Throughout most of human history, prior to the development of agriculture, people lived not in houses but in what are best described as camps.  The basic social unit was the band, which consisted typically of about 20 to 50 people who cooperated with one another and who moved from campsite to campsite as needed to follow the available game and edible vegetation.  At each campsite they built small, temporary huts to sleep in, all clustered together.  Except when they were asleep, people spent their time outdoors with all of the other band members.  Marriages existed, and children had special relationships with their parents, but parents did not “own” their children in the way that people in our culture think of parents as owning their children.  In many ways, the children were children of the entire band.  Everyone took part in every child’s care.  Everyone developed some kind of relationship with every child; and children, even babies, were active partners in forming those relationships.
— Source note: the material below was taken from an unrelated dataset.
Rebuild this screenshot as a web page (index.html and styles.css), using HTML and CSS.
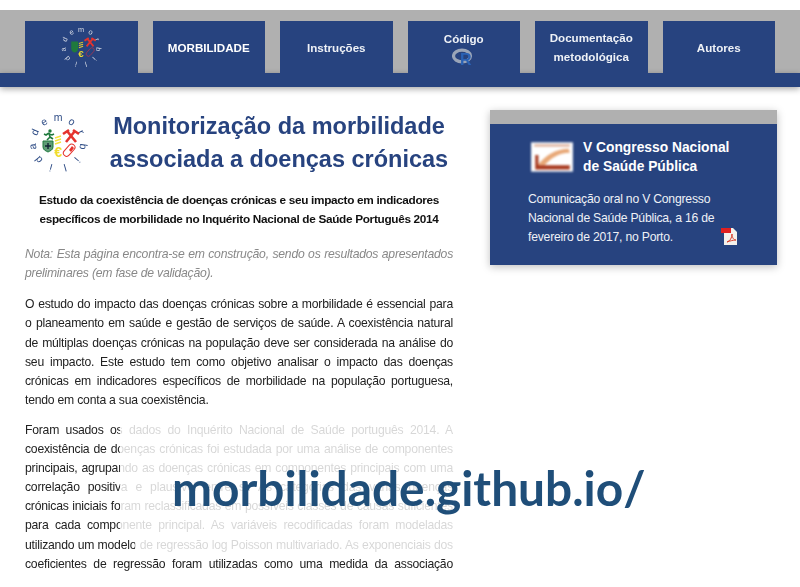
FILE: index.html
```html
<!DOCTYPE html>
<html lang="pt">
<head>
    <meta charset="UTF-8">
    <meta name="viewport" content="width=device-width, initial-scale=1.0">
    <title>Morbilidade</title>
    <link rel="stylesheet" href="styles.css">
</head>
<body>
    <header class="site-header">
        <nav class="tabs">
            <a class="tab">
                <svg class="tab-logo" viewBox="0 0 66 66">
                    <g class="logo-letters" fill="currentColor">
                        <text x="33" y="11" transform="rotate(0 33 33)">m</text>
                        <text x="33" y="11" transform="rotate(33 33 33)">o</text>
                        <text x="33" y="11" transform="rotate(65 33 33)">r</text>
                        <text x="33" y="11" transform="rotate(98 33 33)">b</text>
                        <text x="33" y="11" transform="rotate(131 33 33)">i</text>
                        <text x="33" y="11" transform="rotate(164 33 33)">l</text>
                        <text x="33" y="11" transform="rotate(196 33 33)">i</text>
                        <text x="33" y="11" transform="rotate(229 33 33)">d</text>
                        <text x="33" y="11" transform="rotate(262 33 33)">a</text>
                        <text x="33" y="11" transform="rotate(295 33 33)">d</text>
                        <text x="33" y="11" transform="rotate(327 33 33)">e</text>
                    </g>
                    <path d="M19 25h10v10c0 4-3 5-5 6-2-1-5-2-5-6z" fill="#1f7a3d"/>
                    <path d="M30 28l6-2M30 31l6-2M30 34l6-2" stroke="#e0cd2c" stroke-width="1.5"/>
                    <text class="logo-euro" x="33" y="47">€</text>
                    <path d="M41 32l9-11M51 32l-9-11M38 24l6-4M54 24l-6-4" stroke="#e5322d" stroke-width="2.6" fill="none"/>
                    <rect x="39" y="37" width="14" height="6.5" rx="3.2" transform="rotate(-48 46 40)" fill="none" stroke="#b5334a"/>
                </svg>
            </a>
            <a class="tab tab-active">MORBILIDADE</a>
            <a class="tab">Instruções</a>
            <a class="tab">
                Código
                <svg class="r-icon" viewBox="0 0 24 19">
                    <ellipse cx="10" cy="8" rx="8.5" ry="5.8" fill="none" stroke="#9aa5b8" stroke-width="3.2"/>
                    <text x="8" y="16.5" class="r-letter">R</text>
                </svg>
            </a>
            <a class="tab">Documentação<br>metodológica</a>
            <a class="tab">Autores</a>
        </nav>
        <div class="header-strip"></div>
    </header>

    <main class="page">
        <section class="content">
            <div class="title-row">
                <svg class="title-logo" viewBox="0 0 66 66">
                    <g class="logo-letters" fill="currentColor">
                        <text x="33" y="11" transform="rotate(0 33 33)">m</text>
                        <text x="33" y="11" transform="rotate(33 33 33)">o</text>
                        <text x="33" y="11" transform="rotate(65 33 33)">r</text>
                        <text x="33" y="11" transform="rotate(98 33 33)">b</text>
                        <text x="33" y="11" transform="rotate(131 33 33)">i</text>
                        <text x="33" y="11" transform="rotate(164 33 33)">l</text>
                        <text x="33" y="11" transform="rotate(196 33 33)">i</text>
                        <text x="33" y="11" transform="rotate(229 33 33)">d</text>
                        <text x="33" y="11" transform="rotate(262 33 33)">a</text>
                        <text x="33" y="11" transform="rotate(295 33 33)">d</text>
                        <text x="33" y="11" transform="rotate(327 33 33)">e</text>
                    </g>
                    <circle cx="25" cy="21" r="1.7" fill="#1f7a3d"/>
                    <path d="M24 23l-3 2-2-1M24 23l1 4-3 3M25 27l3 2M24 24l3 1 2-1" fill="none" stroke="#1f7a3d" stroke-width="1.6"/>
                    <path d="M18 31h10v6c0 3-3 4-5 5-2-1-5-2-5-5z" fill="#5f9c76" stroke="#1f7a3d"/>
                    <path d="M23 33v6M20 36h6" stroke="#123" stroke-width="1.4"/>
                    <path d="M30 28l6-2M30 31l6-2M30 34l6-2" stroke="#f4e23c" stroke-width="1.5"/>
                    <text class="logo-euro" x="33" y="47">€</text>
                    <path d="M41 32l9-11M51 32l-9-11M38 24l6-4M54 24l-6-4" stroke="#e5322d" stroke-width="2.6" fill="none"/>
                    <rect x="37" y="37" width="14" height="6.5" rx="3.2" transform="rotate(-48 44 40)" fill="#fff" stroke="#e5322d"/>
                    <path d="M44 40l3-4 2 2-3 4z" fill="#e5322d"/>
                </svg>
                <h1>Monitorização da morbilidade<br>associada a doenças crónicas</h1>
            </div>
            <h2>Estudo da coexistência de doenças crónicas e seu impacto em indicadores<br>específicos de morbilidade no Inquérito Nacional de Saúde Português 2014</h2>
            <p class="note">Nota: Esta página encontra-se em construção, sendo os resultados apresentados preliminares (em fase de validação).</p>
            <p>O estudo do impacto das doenças crónicas sobre a morbilidade é essencial para o planeamento em saúde e gestão de serviços de saúde. A coexistência natural de múltiplas doenças crónicas na população deve ser considerada na análise do seu impacto. Este estudo tem como objetivo analisar o impacto das doenças crónicas em indicadores específicos de morbilidade na população portuguesa, tendo em conta a sua coexistência.</p>
            <p class="cut">Foram usados os dados do Inquérito Nacional de Saúde português 2014. A<br>coexistência de doenças crónicas foi estudada por uma análise de componentes<br>principais, agrupando as doenças crónicas em componentes principais com uma<br>correlação positiva e plausível entre si. As categorias das várias doenças<br>crónicas iniciais foram reclassificadas em possíveis classes de causas suficientes<br>para cada componente principal. As variáveis recodificadas foram modeladas<br>utilizando um modelo de regressão log Poisson multivariado. As exponenciais dos<br>coeficientes de regressão foram utilizadas como uma medida da associação</p>
        </section>

        <aside class="card">
            <div class="card-top"></div>
            <div class="card-body">
                <div class="card-head">
                    <svg class="card-pic" viewBox="0 0 44 32">
                        <rect x="2" y="2" width="40" height="28" fill="#fff"/>
                        <path d="M5 5h34" stroke="#d9a58c" stroke-width="2"/>
                        <path d="M8 24C16 14 26 8 38 8l1 4C28 12 20 18 15 24z" fill="#e8a877"/>
                        <path d="M6 14h3v10h30v4H6z" fill="#a8391e"/>
                    </svg>
                    <h3>V Congresso Nacional<br>de Saúde Pública</h3>
                </div>
                <p>Comunicação oral no V Congresso<br>Nacional de Saúde Pública, a 16 de<br>fevereiro de 2017, no Porto.</p>
                <svg class="pdf-icon" viewBox="0 0 17 19">
                    <path d="M3 1h9l4 4v13H3z" fill="#f4f1ec"/>
                    <rect x="0" y="1" width="10" height="5" fill="#e02020"/>
                    <path d="M6 15c3-1 5-4 5-8 0 4 2 6 4 6-3 0-6 1-9 2z" fill="none" stroke="#d8402c"/>
                </svg>
            </div>
        </aside>
    </main>

    <div class="fade"></div>
    <div class="watermark">morbilidade.github.io/</div>
</body>
</html>
```

FILE: styles.css
```css
html, body {
    margin: 0;
    height: 587px;
    overflow: hidden;
    background: #fff;
}
body {
    font-family: "Liberation Sans", Arial, sans-serif;
    font-size: 12.2px;
    letter-spacing: -0.22px;
    color: #222;
}
.site-header {
    padding-top: 10px;
    height: 85px;
    filter: blur(0.3px);
}
.tabs {
    display: flex;
    gap: 15px;
    height: 52px;
    padding: 11px 0 0 25px;
    background: #b0b0b0;
}
.tab {
    display: flex;
    flex-direction: column;
    align-items: center;
    justify-content: center;
    width: 112.5px;
    height: 52px;
    background: #27437f;
    color: #eef1f6;
    font-size: 11.6px;
    font-weight: bold;
    line-height: 19px;
    letter-spacing: 0;
    text-align: center;
}
.tab-active {
    color: #fff;
}
.tab-logo {
    width: 46px;
    height: 46px;
    color: #d8dce6;
}
.r-icon {
    width: 24px;
    height: 19px;
    margin: 0 0 -1px 1px;
}
.r-letter {
    font: bold 16px "Liberation Sans", sans-serif;
    fill: #2a62b5;
}
.header-strip {
    height: 14px;
    background: #27437f;
    box-shadow: 0 2px 6px rgba(0, 0, 0, 0.35);
}
.page {
    display: flex;
    align-items: flex-start;
    gap: 37px;
    padding: 15px 0 0 25px;
    filter: blur(0.3px);
}
.content {
    width: 428px;
    flex: none;
}
.title-logo {
    width: 66px;
    height: 66px;
    flex: none;
    color: #2f4d86;
}
.logo-letters {
    font: 10.5px "Liberation Sans", sans-serif;
    letter-spacing: 0;
    text-anchor: middle;
}
.logo-euro {
    font: bold 14px "Liberation Sans", sans-serif;
    fill: #f0dc2c;
    text-anchor: middle;
}
.title-row {
    display: flex;
    align-items: flex-start;
}
h1 {
    flex: 1;
    margin: 0;
    padding-left: 14px;
    font-size: 23.5px;
    line-height: 33px;
    font-weight: bold;
    letter-spacing: 0;
    color: #27437f;
    text-align: center;
}
h2 {
    margin: 15px 0 0;
    font-size: 11.8px;
    line-height: 19.1px;
    font-weight: bold;
    letter-spacing: -0.32px;
    color: #111;
    text-align: center;
}
p {
    margin: 12px 0 0;
    line-height: 19.1px;
    text-align: justify;
}
.note {
    margin-top: 16px;
    color: #888;
    font-style: italic;
}
.cut {
    margin-top: 11px;
    text-align-last: justify;
}
.card {
    width: 287px;
    flex: none;
    box-shadow: 0 2px 8px rgba(0, 0, 0, 0.25);
}
.card-top {
    height: 14px;
    background: #b0b0b0;
}
.card-body {
    position: relative;
    height: 141px;
    padding: 14px 20px 0 38px;
    box-sizing: border-box;
    background: #27437f;
    color: #eef1f6;
}
.card-head {
    display: flex;
    align-items: center;
    gap: 8px;
    margin-left: 1px;
}
.card-pic {
    width: 46px;
    height: 34px;
    flex: none;
    filter: blur(0.8px);
}
h3 {
    margin: 0;
    font-size: 13.8px;
    line-height: 19.1px;
    font-weight: bold;
    letter-spacing: 0;
    color: #fff;
}
.card p {
    margin: 14px 0 0;
    text-align: left;
}
.pdf-icon {
    position: absolute;
    left: 231px;
    top: 103px;
    width: 17px;
    height: 19px;
}
.fade {
    position: absolute;
    left: 120px;
    top: 421px;
    width: 350px;
    height: 132px;
    background: rgba(255, 255, 255, 0.82);
    clip-path: polygon(0 0, 100% 0, 100% 100%, 15px 100%, 15px 112px, 0 112px);
}
.watermark {
    position: absolute;
    left: 172px;
    top: 458px;
    font-family: Lato, "Open Sans", sans-serif;
    font-size: 47.8px;
    font-weight: bold;
    line-height: 60px;
    letter-spacing: 0;
    color: #1f4e79;
    white-space: nowrap;
}
```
From an evolutionary perspective, it makes perfect sense that children would want to form close relationships with many different people, not just their parents.  For starters, during most of human history, parents often died before their children were grown.  Losing a parent is always a very sad event; but it is not a fatal event for a child who has close relationships with others who are already involved in the child's care.  Perhaps even more important, the goal ofchildhood, in our culture as well as in hunter-gatherer cultures, is to become an independent being who can form relationships with lots of different people—relationships that are essential for survival and reproduction.  You don’t learn to do that by paying attention just to your mother and father. You learn it by paying attention to lots of different people, who have different personalities and needs and different things to offer.  Another goal of childhood is to educate yourself, that is, to acquire the ideas, lore, knowledge, skills, and values of the culture in which you are growing.  If you were to try to do this by attending just to your parents, you would learn only a narrow slice of all that is out there and you would not prepare yourself well for the world.